“Obviously we made some mistakes and we cop to them. But we didn’t expect Shane Victorino to be on the disabled list for as long as he has been. We knew that Jackie Bradley had the potential to be a superstar but his season hasn’t been as robust as we all imagined. We’re still very confident about his potential and his defense has been fantastic. But should we have gone after Nelson Cruz? I guess so.” -- Tom Werner in Monday’s Boston Globe
The real truth, of course, is that the Red Sox overplayed their hand from the very beginning. In the wake of their inspiring 2013 World Series win, the Red Sox put a little too much emphasis on the future and not enough on the present. They saw the opening for another bridge year and they happily took it.
And you know who pays the toll?
Maybe you are still so giddy with delight from the events of last October that you accept this. Certainly, that is your right. But some of us will never believe that the Red Sox should ever get to write off a season because in this market with those revenues, there is simply too much money at stake.
And so, with all due respect to Tom Werner and the powers that run the Red Sox, they never should have expected Shane Victorino to repeat what he did last year. Heck, they were probably lucky to get 2013 in the first place. Bradley? He was never a superstar in the making so much as he was a solid, everyday major league prospect. And to even mention players like that at all suggests the Red Sox are putting the blame somewhere other than where it really belongs.
You want to cite players, Tom? Let’s talk about Dustin Pedroia, who looks more and more like an aging Marty Barrett and less like the $100-million cornerstone the Red Sox invested in last summer. If we’re going to name names, let’s go after the big guys. And then let’s look at the half-hearted offseason in which the Red Sox signed nobody to more than a two-year contract, from A.J. Pierzynski to Grady Sizemore to Edward Mujica.
When the spring came, they used Ryan Dempster’s money on Chris Capuano and Stephen Drew. And so a team that nailed the offseason of 2012-13 followed it up with Sizemore, Pierzynski, Mujica, Capuano and Drew, two of whom have effectively been released and two more of whom could be (or should be).
Here’s your E-Z Pass, folks.
Thanks for coming.
From here, the real question is where the Red Sox are going, The Sox cannot possibly continue to ask this much of an aging David Ortiz and they’ve backed themselves into a corner with Jon Lester. They have no real power-hitting prospect to speak of. Given the shortage of talent available on the free agent market – and no one ever advised over-spending for Nelson Cruz as much as they stressed the need for legitimate outfield depth – the Red Sox need to find themselves some willing trade partners or they run the risk of further alienating their fan base.

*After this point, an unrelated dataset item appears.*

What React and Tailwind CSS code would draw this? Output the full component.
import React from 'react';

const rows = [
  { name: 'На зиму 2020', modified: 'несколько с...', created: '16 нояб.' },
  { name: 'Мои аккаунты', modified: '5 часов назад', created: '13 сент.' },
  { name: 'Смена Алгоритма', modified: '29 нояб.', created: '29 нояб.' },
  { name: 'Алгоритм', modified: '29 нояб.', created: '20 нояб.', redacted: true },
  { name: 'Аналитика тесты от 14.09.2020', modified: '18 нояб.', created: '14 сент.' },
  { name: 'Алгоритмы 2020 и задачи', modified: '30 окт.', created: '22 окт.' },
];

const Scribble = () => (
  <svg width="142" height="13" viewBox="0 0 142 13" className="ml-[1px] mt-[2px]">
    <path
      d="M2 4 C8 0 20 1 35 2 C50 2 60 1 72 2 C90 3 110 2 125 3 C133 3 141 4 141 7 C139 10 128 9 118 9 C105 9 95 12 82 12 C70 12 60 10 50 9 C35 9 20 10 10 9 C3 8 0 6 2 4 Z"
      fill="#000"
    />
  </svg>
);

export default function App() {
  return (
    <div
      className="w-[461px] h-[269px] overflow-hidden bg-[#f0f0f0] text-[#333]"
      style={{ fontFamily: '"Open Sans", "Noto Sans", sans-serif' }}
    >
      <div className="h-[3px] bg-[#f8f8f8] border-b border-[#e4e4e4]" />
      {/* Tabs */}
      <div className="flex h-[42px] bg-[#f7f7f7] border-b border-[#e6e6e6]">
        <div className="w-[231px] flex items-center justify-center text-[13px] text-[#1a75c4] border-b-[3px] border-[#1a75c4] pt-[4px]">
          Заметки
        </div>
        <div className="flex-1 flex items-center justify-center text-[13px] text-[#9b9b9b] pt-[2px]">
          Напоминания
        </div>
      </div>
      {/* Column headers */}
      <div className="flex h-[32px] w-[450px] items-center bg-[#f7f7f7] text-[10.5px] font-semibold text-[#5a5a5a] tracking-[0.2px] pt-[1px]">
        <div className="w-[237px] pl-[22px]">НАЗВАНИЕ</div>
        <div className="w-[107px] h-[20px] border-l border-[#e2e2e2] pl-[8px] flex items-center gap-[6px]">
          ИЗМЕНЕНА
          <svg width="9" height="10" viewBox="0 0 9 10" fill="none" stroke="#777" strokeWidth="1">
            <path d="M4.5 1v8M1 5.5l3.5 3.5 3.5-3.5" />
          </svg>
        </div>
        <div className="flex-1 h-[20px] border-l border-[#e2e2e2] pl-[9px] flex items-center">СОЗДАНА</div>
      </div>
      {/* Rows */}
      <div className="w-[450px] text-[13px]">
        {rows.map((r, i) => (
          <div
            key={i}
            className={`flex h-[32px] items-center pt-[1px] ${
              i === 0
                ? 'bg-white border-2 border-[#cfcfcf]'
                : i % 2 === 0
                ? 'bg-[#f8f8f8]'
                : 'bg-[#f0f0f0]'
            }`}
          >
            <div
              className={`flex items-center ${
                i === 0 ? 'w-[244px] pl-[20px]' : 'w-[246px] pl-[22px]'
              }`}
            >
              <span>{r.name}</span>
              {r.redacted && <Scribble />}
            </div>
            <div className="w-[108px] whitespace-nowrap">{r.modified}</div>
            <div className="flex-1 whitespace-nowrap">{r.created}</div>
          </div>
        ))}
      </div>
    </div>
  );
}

Let’s get back to Lester for a moment. With an effort more honest than the four-year, $70-million joke they presented him during the spring, they might have been able to get a deal done. Instead, they gave Lester all the leverage. The Red Sox can rave all they want about their depth of pitching prospects from Henry Owens to Anthony Ranaudo, but as we’ve learned this year, integrating too many at one time can be counterproductive. The Red Sox need mortar for their pitching staff for 2015 and beyond – John Lackey is up after next season, assuming he does not follow through on the bluff of retirement – and the unreliable Clay Buchholz is nobody’s idea of super glue.
For lots of reasons, the Sox need to pay Lester. First, they may need some of those pitching prospects to address their impotent lineup. Second, pitchers like Brandon Workman, Owens, Ranaudo and Rubby De La Rosa won’t make big money for a while anyway, which means the Sox can pay Lester and keep their budget in line.

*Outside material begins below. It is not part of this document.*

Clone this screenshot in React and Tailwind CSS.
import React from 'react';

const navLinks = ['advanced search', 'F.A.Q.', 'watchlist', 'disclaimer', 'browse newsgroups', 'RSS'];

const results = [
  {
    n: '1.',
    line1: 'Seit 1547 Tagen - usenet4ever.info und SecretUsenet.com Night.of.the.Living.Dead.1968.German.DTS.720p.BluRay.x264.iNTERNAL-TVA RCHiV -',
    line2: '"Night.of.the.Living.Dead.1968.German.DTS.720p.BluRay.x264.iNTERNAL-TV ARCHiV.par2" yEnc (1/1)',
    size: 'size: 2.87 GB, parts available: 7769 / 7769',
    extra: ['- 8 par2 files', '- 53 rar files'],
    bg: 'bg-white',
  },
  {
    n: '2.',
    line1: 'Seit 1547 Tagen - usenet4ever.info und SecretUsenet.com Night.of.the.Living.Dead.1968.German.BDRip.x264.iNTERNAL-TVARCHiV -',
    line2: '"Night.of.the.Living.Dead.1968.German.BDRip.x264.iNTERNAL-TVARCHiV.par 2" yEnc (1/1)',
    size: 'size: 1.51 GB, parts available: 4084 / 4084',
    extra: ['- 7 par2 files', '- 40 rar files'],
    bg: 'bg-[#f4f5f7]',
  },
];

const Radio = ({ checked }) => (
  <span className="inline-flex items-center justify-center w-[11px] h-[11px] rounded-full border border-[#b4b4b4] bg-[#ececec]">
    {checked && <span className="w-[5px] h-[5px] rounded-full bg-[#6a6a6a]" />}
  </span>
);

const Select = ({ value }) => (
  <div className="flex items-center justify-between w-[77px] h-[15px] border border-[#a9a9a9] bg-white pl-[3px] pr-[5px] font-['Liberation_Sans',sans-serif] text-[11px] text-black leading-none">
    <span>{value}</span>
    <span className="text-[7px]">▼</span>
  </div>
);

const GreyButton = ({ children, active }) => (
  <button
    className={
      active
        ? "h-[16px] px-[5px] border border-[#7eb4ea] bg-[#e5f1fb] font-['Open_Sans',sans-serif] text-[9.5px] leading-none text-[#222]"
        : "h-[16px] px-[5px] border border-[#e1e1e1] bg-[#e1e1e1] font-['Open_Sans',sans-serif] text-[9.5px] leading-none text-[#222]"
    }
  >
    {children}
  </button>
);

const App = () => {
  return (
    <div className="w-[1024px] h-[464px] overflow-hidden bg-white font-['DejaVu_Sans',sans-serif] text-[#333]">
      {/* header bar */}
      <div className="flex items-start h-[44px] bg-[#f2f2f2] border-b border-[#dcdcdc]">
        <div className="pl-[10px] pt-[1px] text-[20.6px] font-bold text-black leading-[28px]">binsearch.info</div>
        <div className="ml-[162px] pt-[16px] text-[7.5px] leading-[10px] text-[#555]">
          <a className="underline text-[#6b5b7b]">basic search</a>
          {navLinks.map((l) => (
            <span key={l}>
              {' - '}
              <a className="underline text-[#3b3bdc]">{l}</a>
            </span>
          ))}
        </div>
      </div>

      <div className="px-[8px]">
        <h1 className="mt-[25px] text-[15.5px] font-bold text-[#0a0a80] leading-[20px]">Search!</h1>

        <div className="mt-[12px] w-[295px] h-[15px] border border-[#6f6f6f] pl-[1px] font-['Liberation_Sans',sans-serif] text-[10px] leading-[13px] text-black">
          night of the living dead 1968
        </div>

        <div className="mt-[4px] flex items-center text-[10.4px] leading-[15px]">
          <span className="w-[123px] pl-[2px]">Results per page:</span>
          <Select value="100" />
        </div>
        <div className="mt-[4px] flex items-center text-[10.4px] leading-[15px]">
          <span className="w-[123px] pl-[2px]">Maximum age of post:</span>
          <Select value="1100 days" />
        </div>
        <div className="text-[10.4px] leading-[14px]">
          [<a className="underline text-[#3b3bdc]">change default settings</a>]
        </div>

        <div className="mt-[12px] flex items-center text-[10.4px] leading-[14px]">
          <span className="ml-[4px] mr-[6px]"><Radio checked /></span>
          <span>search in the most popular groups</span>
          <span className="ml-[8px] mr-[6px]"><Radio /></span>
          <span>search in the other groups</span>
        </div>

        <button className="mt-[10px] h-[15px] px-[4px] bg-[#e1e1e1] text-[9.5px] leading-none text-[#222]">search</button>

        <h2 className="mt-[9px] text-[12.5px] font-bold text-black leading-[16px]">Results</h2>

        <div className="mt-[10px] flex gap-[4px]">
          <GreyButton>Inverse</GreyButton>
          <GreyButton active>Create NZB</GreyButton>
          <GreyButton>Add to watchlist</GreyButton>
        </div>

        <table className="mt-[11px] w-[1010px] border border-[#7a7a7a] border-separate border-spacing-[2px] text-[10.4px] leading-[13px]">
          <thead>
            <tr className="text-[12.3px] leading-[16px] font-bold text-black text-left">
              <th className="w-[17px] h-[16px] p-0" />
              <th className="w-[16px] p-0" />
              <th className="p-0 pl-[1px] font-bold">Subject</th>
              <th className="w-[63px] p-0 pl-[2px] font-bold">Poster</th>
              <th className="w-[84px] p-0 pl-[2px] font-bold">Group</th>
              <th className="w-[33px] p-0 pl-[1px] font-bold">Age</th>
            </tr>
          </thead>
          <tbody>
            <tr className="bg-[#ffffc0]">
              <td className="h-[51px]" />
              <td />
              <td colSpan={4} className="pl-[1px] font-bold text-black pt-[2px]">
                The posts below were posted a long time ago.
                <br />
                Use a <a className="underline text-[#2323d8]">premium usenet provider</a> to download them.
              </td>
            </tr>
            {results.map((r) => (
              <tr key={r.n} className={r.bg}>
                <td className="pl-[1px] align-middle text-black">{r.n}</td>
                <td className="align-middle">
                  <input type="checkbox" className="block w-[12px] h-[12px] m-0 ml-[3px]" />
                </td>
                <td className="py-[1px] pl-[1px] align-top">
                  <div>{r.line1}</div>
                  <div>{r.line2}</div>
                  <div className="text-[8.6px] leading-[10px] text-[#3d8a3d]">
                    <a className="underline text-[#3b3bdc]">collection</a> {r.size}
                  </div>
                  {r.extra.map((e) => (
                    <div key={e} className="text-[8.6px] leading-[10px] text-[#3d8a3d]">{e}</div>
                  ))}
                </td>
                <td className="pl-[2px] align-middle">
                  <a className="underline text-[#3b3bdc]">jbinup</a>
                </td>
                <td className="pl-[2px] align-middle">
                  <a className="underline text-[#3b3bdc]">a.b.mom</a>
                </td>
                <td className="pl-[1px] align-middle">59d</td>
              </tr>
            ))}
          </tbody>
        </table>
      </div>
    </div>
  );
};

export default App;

When you get right down to it, what alternatives do they really have?
Look: if you truly want to write off this season because you believe the Red Sox have somehow earned themselves a free year, fine. But at least understand that we are entering into tricky territory. Bradley, for one, has shown some sign of improvement of late, but putting too much stock into what the Red Sox do in late August and September is dangerous business. (That is assuming, of course, that the Red Sox are out of it.) The pressure will be off by then and roster will ultimately expand, and there is that old adage that evaluations on questionable players are never to be made in spring training or September. (Ask Sizemore about this.)
At their core, Werner (who is now working on a TV show with LeBron James) and John Henry, who also owns Liverpool AC and the Globe (thus Werner subbing in for interview?), among other things, are businessmen. They know they are losing your trust. In the past, this has led them to some of their best work. Boston’s last two baseball championships have come after offseasons that could be termed more aggressive than passive, the winter preceding 2007 producing Daisuke Matsuzaka and J.D. Drew, the winter prior to 2013 producing Mike Napoli, Victorino, Ryan Dempster and Koji Uehara among others.
This coming winter, the Red Sox can’t just build another bridge.
If they do, there will be even more folks jumping off it.